▶ _Work instructions_
Without the pictures, write out all the lines below exactly as they appear.

▶ _Supplied material_
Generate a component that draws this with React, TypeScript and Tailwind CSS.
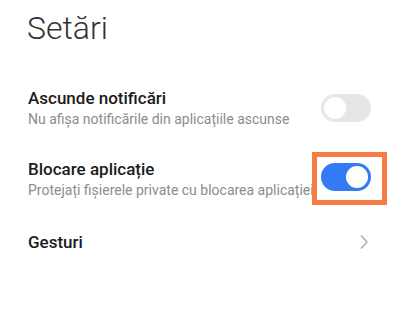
import { ReactNode } from "react";

function Toggle({ on }: { on: boolean }) {
  return (
    <div
      className={
        on
          ? "flex h-[28px] w-[50px] items-center justify-end rounded-full bg-[#337af5] px-[3px]"
          : "flex h-[28px] w-[50px] items-center justify-start rounded-full bg-[#e6e6e6] px-[3px]"
      }
    >
      <div className="h-[22px] w-[22px] rounded-full bg-white" />
    </div>
  );
}

function Row({
  title,
  sub,
  right,
}: {
  title: string;
  sub: string;
  right: ReactNode;
}) {
  return (
    <div className="flex h-[71px] items-center pl-[28px] pr-[28px]">
      <div className="min-w-0 flex-1 whitespace-nowrap">
        <p className="text-[17px] leading-[20px] font-medium text-[#1b1b1b]">{title}</p>
        <p className="mt-[2px] text-[14px] leading-[18px] text-[#8c8c8c]">{sub}</p>
      </div>
      {right}
    </div>
  );
}

export default function App() {
  return (
    <div
      className="h-[311px] w-[399px] overflow-hidden bg-white"
      style={{ fontFamily: "Roboto, 'Noto Sans', sans-serif" }}
    >
      {/* Header */}
      <div className="h-[72px] pl-[27px] pt-2">
        <h1 className="text-[32px] leading-[40px] font-light text-[#333333]">Setări</h1>
      </div>

      <Row
        title="Ascunde notificări"
        sub="Nu afișa notificările din aplicațiile ascunse"
        right={
          <div className="relative z-10 shrink-0">
            <Toggle on={false} />
          </div>
        }
      />

      <Row
        title="Blocare aplicație"
        sub="Protejați fișierele private cu blocarea aplicației"
        right={
          <div className="relative z-10 mb-1 shrink-0">
            {/* highlight box */}
            <div className="absolute left-[-9px] top-[-11px] h-[53px] w-[75px] border-[5px] border-[#f77b45] bg-white" />
            <div className="relative">
              <Toggle on={true} />
            </div>
          </div>
        }
      />

      {/* Gesturi */}
      <div className="flex h-[55px] items-center pl-[28px] pr-[31px]">
        <p className="flex-1 text-[17px] leading-[20px] font-medium text-[#1b1b1b]">Gesturi</p>
        <svg width="8" height="16" viewBox="0 0 8 16" fill="none">
          <path d="M1 1.5 L7 8 L1 14.5" stroke="#a3a3a3" strokeWidth="1.3" />
        </svg>
      </div>
    </div>
  );
}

▶ _Answer for the task_
Generate a component that draws this with React, TypeScript and Tailwind CSS.
import { ReactNode } from "react";

function Toggle({ on }: { on: boolean }) {
  return (
    <div
      className={
        on
          ? "flex h-[28px] w-[50px] items-center justify-end rounded-full bg-[#337af5] px-[3px]"
          : "flex h-[28px] w-[50px] items-center justify-start rounded-full bg-[#e6e6e6] px-[3px]"
      }
    >
      <div className="h-[22px] w-[22px] rounded-full bg-white" />
    </div>
  );
}

function Row({
  title,
  sub,
  right,
}: {
  title: string;
  sub: string;
  right: ReactNode;
}) {
  return (
    <div className="flex h-[71px] items-center pl-[28px] pr-[28px]">
      <div className="min-w-0 flex-1 whitespace-nowrap">
        <p className="text-[17px] leading-[20px] font-medium text-[#1b1b1b]">{title}</p>
        <p className="mt-[2px] text-[14px] leading-[18px] text-[#8c8c8c]">{sub}</p>
      </div>
      {right}
    </div>
  );
}

export default function App() {
  return (
    <div
      className="h-[311px] w-[399px] overflow-hidden bg-white"
      style={{ fontFamily: "Roboto, 'Noto Sans', sans-serif" }}
    >
      {/* Header */}
      <div className="h-[72px] pl-[27px] pt-2">
        <h1 className="text-[32px] leading-[40px] font-light text-[#333333]">Setări</h1>
      </div>

      <Row
        title="Ascunde notificări"
        sub="Nu afișa notificările din aplicațiile ascunse"
        right={
          <div className="relative z-10 shrink-0">
            <Toggle on={false} />
          </div>
        }
      />

      <Row
        title="Blocare aplicație"
        sub="Protejați fișierele private cu blocarea aplicației"
        right={
          <div className="relative z-10 mb-1 shrink-0">
            {/* highlight box */}
            <div className="absolute left-[-9px] top-[-11px] h-[53px] w-[75px] border-[5px] border-[#f77b45] bg-white" />
            <div className="relative">
              <Toggle on={true} />
            </div>
          </div>
        }
      />

      {/* Gesturi */}
      <div className="flex h-[55px] items-center pl-[28px] pr-[31px]">
        <p className="flex-1 text-[17px] leading-[20px] font-medium text-[#1b1b1b]">Gesturi</p>
        <svg width="8" height="16" viewBox="0 0 8 16" fill="none">
          <path d="M1 1.5 L7 8 L1 14.5" stroke="#a3a3a3" strokeWidth="1.3" />
        </svg>
      </div>
    </div>
  );
}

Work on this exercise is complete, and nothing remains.